### SUPPLIED MATERIAL
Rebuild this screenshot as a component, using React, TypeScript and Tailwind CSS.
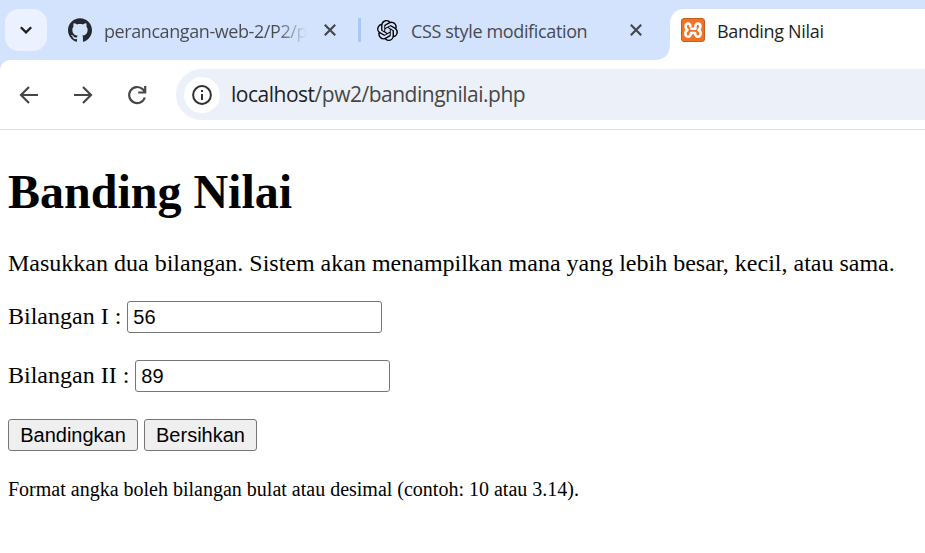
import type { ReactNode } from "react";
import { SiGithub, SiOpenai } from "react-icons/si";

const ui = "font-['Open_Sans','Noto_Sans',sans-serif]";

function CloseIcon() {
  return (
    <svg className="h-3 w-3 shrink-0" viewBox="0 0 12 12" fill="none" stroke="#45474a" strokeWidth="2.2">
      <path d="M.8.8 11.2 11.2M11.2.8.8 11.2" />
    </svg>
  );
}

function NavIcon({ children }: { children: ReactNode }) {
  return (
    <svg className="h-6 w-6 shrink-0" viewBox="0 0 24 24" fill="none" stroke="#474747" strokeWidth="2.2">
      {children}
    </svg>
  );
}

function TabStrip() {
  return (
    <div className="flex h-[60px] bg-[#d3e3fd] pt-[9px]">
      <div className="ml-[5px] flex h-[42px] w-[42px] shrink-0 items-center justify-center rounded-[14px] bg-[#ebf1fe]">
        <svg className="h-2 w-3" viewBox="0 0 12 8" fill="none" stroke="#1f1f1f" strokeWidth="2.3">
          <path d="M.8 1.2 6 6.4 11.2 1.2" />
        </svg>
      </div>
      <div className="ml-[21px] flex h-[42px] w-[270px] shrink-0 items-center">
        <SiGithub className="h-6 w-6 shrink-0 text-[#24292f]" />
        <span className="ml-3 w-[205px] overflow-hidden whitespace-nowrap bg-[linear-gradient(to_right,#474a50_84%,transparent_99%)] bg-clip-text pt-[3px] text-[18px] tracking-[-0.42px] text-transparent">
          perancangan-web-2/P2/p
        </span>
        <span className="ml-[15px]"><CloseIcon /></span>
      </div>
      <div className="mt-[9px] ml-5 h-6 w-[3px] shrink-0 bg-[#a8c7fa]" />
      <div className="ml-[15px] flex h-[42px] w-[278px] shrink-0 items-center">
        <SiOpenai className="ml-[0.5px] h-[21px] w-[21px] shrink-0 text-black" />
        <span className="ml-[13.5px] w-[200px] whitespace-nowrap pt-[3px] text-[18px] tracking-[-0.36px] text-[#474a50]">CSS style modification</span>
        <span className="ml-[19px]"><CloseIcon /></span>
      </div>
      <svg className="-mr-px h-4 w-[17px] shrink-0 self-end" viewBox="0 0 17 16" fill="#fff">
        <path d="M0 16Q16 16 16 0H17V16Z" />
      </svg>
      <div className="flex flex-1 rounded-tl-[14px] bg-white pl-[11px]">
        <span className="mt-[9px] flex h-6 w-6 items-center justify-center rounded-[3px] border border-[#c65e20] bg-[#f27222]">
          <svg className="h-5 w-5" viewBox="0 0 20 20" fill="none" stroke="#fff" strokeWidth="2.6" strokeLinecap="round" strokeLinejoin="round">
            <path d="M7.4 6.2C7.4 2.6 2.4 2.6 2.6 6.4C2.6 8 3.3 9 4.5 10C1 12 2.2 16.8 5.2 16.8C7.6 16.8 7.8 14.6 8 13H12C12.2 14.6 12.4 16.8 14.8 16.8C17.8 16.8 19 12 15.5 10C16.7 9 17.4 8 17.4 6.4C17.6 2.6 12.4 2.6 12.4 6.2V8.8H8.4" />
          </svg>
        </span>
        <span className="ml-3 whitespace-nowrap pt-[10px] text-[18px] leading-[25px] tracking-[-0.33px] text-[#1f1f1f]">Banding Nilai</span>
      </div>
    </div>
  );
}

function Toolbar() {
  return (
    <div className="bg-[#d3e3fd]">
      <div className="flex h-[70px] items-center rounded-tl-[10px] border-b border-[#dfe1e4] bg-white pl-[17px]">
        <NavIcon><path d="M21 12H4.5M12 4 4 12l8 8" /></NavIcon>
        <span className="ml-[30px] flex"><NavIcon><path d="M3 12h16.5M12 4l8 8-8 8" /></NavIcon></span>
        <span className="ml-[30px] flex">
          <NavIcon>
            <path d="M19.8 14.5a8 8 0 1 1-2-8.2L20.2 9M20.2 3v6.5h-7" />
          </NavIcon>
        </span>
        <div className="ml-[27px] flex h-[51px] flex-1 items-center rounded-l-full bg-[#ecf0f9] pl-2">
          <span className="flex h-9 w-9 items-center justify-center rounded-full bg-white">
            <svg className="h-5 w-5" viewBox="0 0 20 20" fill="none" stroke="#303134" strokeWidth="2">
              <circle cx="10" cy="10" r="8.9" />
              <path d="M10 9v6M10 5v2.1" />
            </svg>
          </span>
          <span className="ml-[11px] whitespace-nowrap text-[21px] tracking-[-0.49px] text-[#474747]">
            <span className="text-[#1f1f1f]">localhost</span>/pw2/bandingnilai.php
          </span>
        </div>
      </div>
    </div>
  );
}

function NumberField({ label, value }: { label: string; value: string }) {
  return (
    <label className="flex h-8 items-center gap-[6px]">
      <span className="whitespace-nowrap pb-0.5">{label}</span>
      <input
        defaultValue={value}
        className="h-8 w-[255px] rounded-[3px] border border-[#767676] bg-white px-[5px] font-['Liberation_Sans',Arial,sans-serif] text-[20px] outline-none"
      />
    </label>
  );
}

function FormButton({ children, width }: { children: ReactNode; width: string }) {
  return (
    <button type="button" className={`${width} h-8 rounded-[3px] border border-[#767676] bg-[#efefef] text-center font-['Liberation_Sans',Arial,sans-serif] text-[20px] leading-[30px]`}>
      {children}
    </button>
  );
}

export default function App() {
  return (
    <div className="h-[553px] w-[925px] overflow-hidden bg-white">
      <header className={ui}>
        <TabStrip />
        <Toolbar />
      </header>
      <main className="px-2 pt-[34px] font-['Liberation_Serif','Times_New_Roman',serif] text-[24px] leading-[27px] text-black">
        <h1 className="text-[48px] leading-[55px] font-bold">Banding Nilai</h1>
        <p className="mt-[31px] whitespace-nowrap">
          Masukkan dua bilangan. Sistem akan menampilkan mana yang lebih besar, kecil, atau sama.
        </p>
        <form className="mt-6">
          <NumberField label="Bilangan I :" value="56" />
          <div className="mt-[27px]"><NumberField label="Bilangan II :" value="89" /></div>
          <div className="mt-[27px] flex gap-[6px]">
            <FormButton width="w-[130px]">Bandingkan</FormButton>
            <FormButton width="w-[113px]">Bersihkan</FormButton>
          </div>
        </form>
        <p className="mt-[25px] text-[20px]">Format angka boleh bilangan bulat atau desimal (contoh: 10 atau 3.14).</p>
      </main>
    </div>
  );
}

* * *

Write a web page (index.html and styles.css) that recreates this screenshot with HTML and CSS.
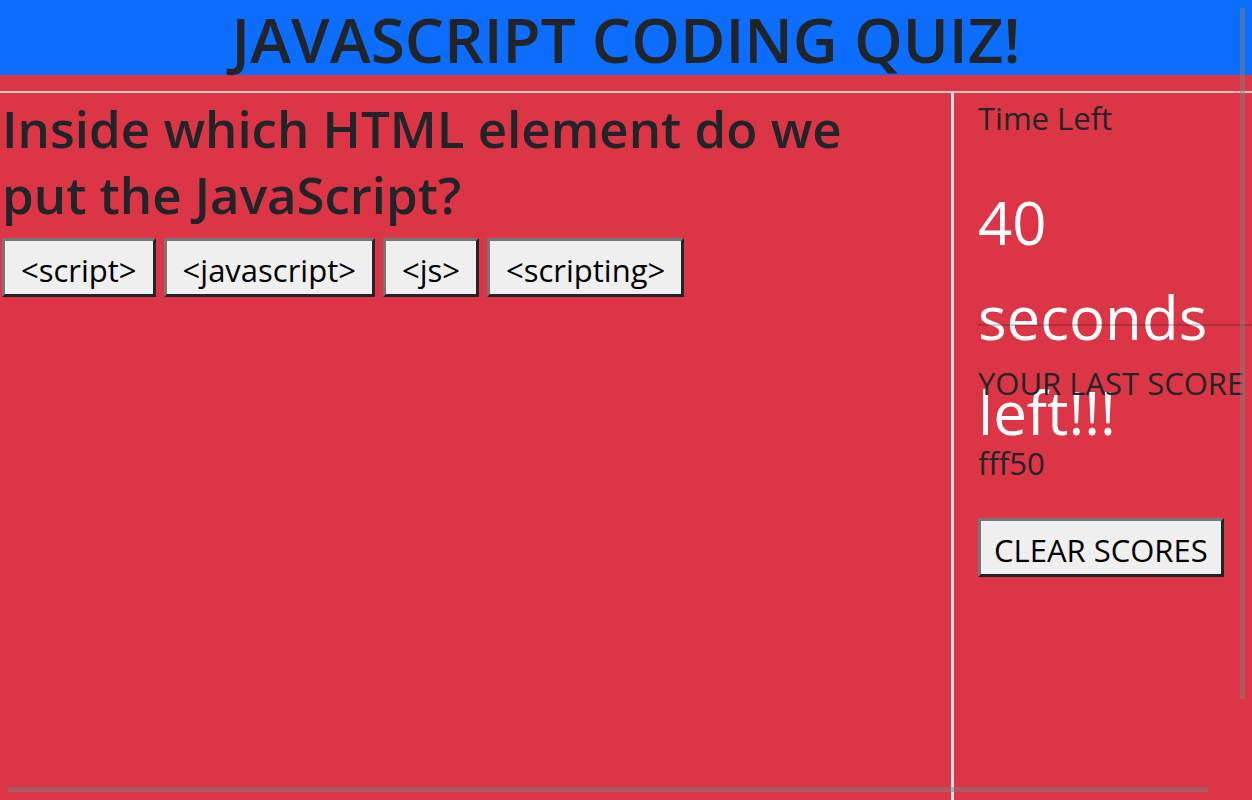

...

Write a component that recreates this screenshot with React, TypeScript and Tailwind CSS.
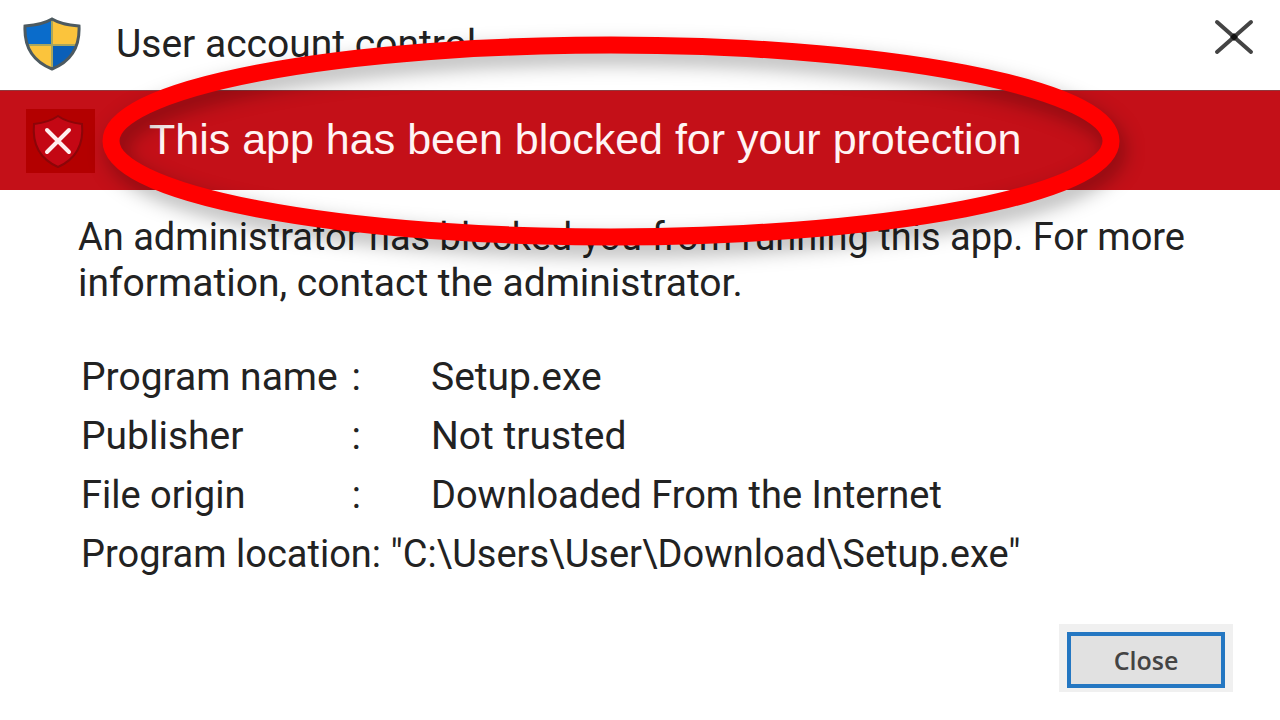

### EXERCISE AIM
Reproduce each line holding the word "Write".

### WRITTEN RESPONSE
Write a web page (index.html and styles.css) that recreates this screenshot with HTML and CSS.
Write a component that recreates this screenshot with React, TypeScript and Tailwind CSS.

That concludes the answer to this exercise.